I think it's more of a matter that the fact that could even be a neurological/robotic interface at all that makes this ground-breaking. If this 'brain' could indeed learn through an external interface that is not at all its originally intended body, then, well, I'd buy stocks in these guys.

I think there's a major amount of damage that's been caused by sci-fi books/movies where absolutely spectacular things happen all the time. Then, when something even remotely amazing things happen like a bio-energy powered robot that eats sugar, or the possible discovery of a higgs-boson, or robotic assistance frames that can increase your carrying capacity by 50-200 lbs, or a pile of neurons interacting with a robotic exterior, it seems to just fade into the realm of nonchalant acceptance.

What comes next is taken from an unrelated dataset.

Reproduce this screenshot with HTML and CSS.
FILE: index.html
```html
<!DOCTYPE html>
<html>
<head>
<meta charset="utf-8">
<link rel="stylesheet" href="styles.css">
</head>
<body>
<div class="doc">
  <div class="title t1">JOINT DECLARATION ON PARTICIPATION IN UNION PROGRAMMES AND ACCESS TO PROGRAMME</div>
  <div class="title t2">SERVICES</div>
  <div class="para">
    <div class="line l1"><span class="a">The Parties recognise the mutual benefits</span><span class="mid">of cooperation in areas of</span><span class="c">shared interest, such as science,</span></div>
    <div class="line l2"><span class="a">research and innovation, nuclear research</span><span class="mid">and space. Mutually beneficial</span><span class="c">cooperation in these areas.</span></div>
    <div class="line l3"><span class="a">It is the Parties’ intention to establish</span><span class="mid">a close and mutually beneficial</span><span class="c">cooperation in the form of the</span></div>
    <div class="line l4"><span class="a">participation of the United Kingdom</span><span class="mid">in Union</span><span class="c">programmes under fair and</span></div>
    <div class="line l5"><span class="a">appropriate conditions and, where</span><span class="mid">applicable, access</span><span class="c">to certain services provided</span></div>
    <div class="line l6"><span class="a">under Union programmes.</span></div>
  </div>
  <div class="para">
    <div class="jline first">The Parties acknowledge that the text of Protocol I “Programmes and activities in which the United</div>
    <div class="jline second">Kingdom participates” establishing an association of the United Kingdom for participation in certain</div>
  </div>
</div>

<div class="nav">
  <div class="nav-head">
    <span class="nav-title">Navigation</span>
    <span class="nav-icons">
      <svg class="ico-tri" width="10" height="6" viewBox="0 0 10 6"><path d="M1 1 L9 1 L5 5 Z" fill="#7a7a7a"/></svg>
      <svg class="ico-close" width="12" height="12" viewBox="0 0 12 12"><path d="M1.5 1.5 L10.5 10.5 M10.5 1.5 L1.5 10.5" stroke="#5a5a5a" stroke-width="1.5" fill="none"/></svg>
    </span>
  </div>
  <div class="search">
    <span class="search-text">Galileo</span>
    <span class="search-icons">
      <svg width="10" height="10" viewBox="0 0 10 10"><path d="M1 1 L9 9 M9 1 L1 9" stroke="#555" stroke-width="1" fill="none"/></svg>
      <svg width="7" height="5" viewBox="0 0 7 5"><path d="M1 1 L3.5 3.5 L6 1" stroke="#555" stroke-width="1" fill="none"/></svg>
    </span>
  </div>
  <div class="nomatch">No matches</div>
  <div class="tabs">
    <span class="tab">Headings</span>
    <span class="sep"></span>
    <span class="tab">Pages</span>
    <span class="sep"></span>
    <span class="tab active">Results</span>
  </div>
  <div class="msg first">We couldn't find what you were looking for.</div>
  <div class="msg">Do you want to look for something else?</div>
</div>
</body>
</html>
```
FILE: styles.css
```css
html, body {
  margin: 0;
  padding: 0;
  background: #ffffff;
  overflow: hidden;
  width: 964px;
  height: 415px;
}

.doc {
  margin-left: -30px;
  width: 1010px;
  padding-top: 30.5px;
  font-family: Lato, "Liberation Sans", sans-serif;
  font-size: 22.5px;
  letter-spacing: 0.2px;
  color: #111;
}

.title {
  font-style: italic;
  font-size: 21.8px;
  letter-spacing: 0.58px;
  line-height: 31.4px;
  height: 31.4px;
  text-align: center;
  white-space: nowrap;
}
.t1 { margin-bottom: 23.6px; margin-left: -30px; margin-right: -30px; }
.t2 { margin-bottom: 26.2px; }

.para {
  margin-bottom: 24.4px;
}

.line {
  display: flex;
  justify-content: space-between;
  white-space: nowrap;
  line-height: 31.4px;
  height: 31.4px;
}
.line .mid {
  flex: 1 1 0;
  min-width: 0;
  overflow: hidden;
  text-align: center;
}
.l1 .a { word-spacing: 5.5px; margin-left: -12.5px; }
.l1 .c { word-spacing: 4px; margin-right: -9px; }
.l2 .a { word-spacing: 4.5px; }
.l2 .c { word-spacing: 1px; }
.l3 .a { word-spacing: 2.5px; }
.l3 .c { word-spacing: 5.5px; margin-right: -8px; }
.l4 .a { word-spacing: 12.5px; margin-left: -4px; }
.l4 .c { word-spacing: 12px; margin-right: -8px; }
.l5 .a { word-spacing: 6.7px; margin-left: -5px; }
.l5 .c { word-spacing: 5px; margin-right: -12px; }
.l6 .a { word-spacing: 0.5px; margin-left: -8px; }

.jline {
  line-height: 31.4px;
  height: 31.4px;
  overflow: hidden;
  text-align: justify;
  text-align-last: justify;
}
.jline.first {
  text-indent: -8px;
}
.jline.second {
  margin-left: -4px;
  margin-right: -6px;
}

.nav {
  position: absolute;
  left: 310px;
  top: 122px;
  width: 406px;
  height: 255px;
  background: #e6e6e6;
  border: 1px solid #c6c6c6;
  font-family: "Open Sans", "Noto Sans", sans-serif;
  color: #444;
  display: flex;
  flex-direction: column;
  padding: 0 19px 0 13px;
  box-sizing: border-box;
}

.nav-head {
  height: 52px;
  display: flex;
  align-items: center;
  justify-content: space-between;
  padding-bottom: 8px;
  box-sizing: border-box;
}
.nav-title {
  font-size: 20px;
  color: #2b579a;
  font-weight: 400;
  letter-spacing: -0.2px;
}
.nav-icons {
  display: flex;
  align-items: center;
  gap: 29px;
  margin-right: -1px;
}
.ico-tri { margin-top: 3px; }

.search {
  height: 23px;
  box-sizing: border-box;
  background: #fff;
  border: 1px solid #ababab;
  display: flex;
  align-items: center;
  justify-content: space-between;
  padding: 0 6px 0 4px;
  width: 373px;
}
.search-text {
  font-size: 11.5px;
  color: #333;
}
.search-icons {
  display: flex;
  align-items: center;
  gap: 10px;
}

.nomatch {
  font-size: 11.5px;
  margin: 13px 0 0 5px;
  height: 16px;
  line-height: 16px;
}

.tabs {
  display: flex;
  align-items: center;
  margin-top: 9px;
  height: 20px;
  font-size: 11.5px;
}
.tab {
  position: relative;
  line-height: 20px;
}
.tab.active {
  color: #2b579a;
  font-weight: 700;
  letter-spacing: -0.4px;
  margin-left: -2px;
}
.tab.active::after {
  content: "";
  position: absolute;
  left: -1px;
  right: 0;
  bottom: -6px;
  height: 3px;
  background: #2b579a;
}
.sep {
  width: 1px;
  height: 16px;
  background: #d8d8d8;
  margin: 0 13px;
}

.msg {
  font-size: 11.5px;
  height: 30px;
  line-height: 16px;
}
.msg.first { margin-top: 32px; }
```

If this actually works, and they find a way to organize cultured neurons into an input-output feed that is actually capable of independent causation reasoning facilities, then, well, holy crap, Someone get this researcher a martini!
 
I don't think there's any evidence of reasoning, or even an expectation of finding it with this experiment - memorizing a map of an area and navigating it successfully is autoassociation, which is different that deduction. Calling this thing a brain is like calling the arithmetic unit in a calculator a brain. Sure, it's connected to a larger mechanism and controls it's functions, but "real brains" are more than just jumbles of neurons; they have distinct parts with specialized functions that allow them to do the things that we think of brains as doing. Neurons are surprisingly simple machines and it takes more than just a large number of them to do the really interesting stuff.

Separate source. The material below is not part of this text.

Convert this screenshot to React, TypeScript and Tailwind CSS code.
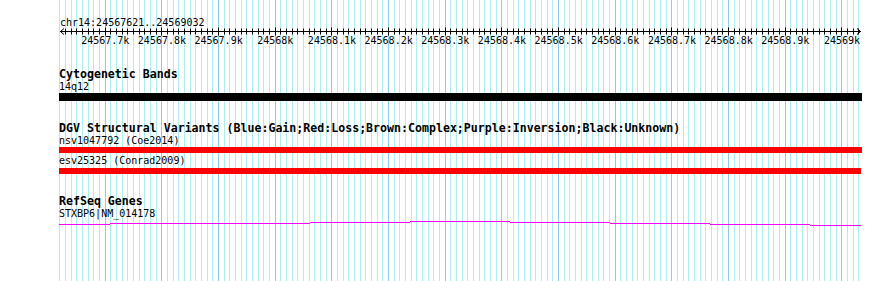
import React from 'react';

const START = 24567621;
const END = 24569032;
const X0 = 60.5;
const PX_PER_BP = 0.5667;

const toX = (bp: number) => X0 + (bp - START) * PX_PER_BP;

// every 10bp between start and end
const gridBps: number[] = [];
for (let bp = Math.ceil(START / 10) * 10; bp <= END; bp += 10) gridBps.push(bp);

const majorLabel = (bp: number) => {
    const k = bp / 1000;
    return (Number.isInteger(k) ? k.toString() : k.toFixed(1)) + 'k';
};

// stepped gene line, one row per ~100px
const geneSegs = [
    { x1: 59, x2: 110, y: 4.5 },
    { x1: 110, x2: 210, y: 3.5 },
    { x1: 210, x2: 310, y: 3.5 },
    { x1: 310, x2: 410, y: 2.5 },
    { x1: 410, x2: 510, y: 1.5 },
    { x1: 510, x2: 610, y: 2.5 },
    { x1: 610, x2: 710, y: 3.5 },
    { x1: 710, x2: 810, y: 4.5 },
    { x1: 810, x2: 861, y: 5.5 },
];

function Grid() {
    return (
        <svg className="absolute inset-0" width={890} height={281}>
            <line x1={59.5} x2={59.5} y1={0} y2={281} stroke="#afeeee" strokeWidth={1} />
            {gridBps.map((bp) => {
                const x = Math.floor(toX(bp)) + 0.5;
                const major = bp % 100 === 0;
                return (
                    <line
                        key={bp}
                        x1={x}
                        x2={x}
                        y1={0}
                        y2={281}
                        stroke={major ? '#8ecbea' : '#afeeee'}
                        strokeWidth={1}
                    />
                );
            })}
        </svg>
    );
}

function Ruler() {
    // svg top sits at page y=26
    return (
        <svg width={890} height={20} className="block -ml-[59px] -mt-[2.5px] overflow-visible">
            <line x1={60} x2={861} y1={5.5} y2={5.5} stroke="#000" strokeWidth={1} />
            <polyline points="64,2.5 60.5,5.5 64,8.5" fill="none" stroke="#000" strokeWidth={1} />
            <polyline points="857,2.5 860.5,5.5 857,8.5" fill="none" stroke="#000" strokeWidth={1} />
            {gridBps.map((bp) => {
                const x = Math.floor(toX(bp)) + 0.5;
                const major = bp % 100 === 0;
                return (
                    <line
                        key={bp}
                        x1={x}
                        x2={x}
                        y1={major ? 1.5 : 2.5}
                        y2={major ? 9.5 : 8.5}
                        stroke="#000"
                        strokeWidth={1}
                    />
                );
            })}
            {gridBps
                .filter((bp) => bp % 100 === 0)
                .map((bp) => (
                    <text
                        key={bp}
                        x={toX(bp)}
                        y={18}
                        textAnchor="middle"
                        fontSize={10}
                        fontFamily='"DejaVu Sans Mono", monospace'
                        fill="#000"
                    >
                        {majorLabel(bp)}
                    </text>
                ))}
        </svg>
    );
}

function TrackTitle({ children, className = '' }: { children: React.ReactNode; className?: string }) {
    return <div className={`text-[11.6px] leading-[13px] font-bold whitespace-nowrap ${className}`}>{children}</div>;
}

function Label({ children, className = '' }: { children: React.ReactNode; className?: string }) {
    return <div className={`text-[10px] leading-[12px] whitespace-nowrap ${className}`}>{children}</div>;
}

export default function App() {
    return (
        <div
            className="relative w-[890px] h-[281px] bg-white overflow-hidden text-black"
            style={{ fontFamily: '"DejaVu Sans Mono", "Liberation Mono", monospace' }}
        >
            <Grid />
            <div className="relative pl-[59px] pt-[16.5px]">
                <Label className="pl-[1px]">chr14:24567621..24569032</Label>
                <Ruler />

                <TrackTitle className="mt-[21.5px]">Cytogenetic Bands</TrackTitle>
                <Label>14q12</Label>
                <div className="mt-[0.5px] w-[803px] h-[8px] bg-black" />

                <TrackTitle className="mt-[20.5px]">
                    DGV Structural Variants (Blue:Gain;Red:Loss;Brown:Complex;Purple:Inversion;Black:Unknown)
                </TrackTitle>
                <Label className="mt-[0.5px]">nsv1047792 (Coe2014)</Label>
                <div className="w-[803px] h-[6px] bg-[#ff0000]" />
                <Label className="mt-[2px]">esv25325 (Conrad2009)</Label>
                <div className="mt-[1px] w-[802px] h-[6px] bg-[#ff0000]" />

                <TrackTitle className="mt-[21px]">RefSeq Genes</TrackTitle>
                <Label>STXBP6|NM_014178</Label>
                <svg width={890} height={8} className="block -ml-[59px]">
                    {geneSegs.map((s, i) => (
                        <line key={i} x1={s.x1} x2={s.x2} y1={s.y} y2={s.y} stroke="#ff00ff" strokeWidth={1} />
                    ))}
                </svg>
            </div>
        </div>
    );
}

It's not a question of if it works; we already can culture all sorts of other cells onto electrodes, and we know enough about tuning neurons that we can do things like electronically controlling a rat's walking reflex. Don't get me wrong - this is a big step - but I think the headline is way over the top and the language of the article is implying things that are still a long way out. I think when they speak of learning here they're talking about weak learning - the ability to match outputs to inputs - rather than strong, or conceptual, learning. I almost see the opposite of what you describe, Botanica - I feel like the popularity of sci-fi subject matter causes press to spin up scientific progress with fantastical speculations in order to sell more news. There's no direct mention here of the problems that researchers are trying to overcome; only that it's a robot with neurons in the control circuit, where the press seem to feel it's alright to use "neuron" and "brain" interchangeably. If you look at what the researcher's hopes for the experiment are, it's to get a better picture of how neurons tune their connections, as that's the major function at hand in the progress of cognitive diseases like Alzheimer's. Nothing about thinking robots.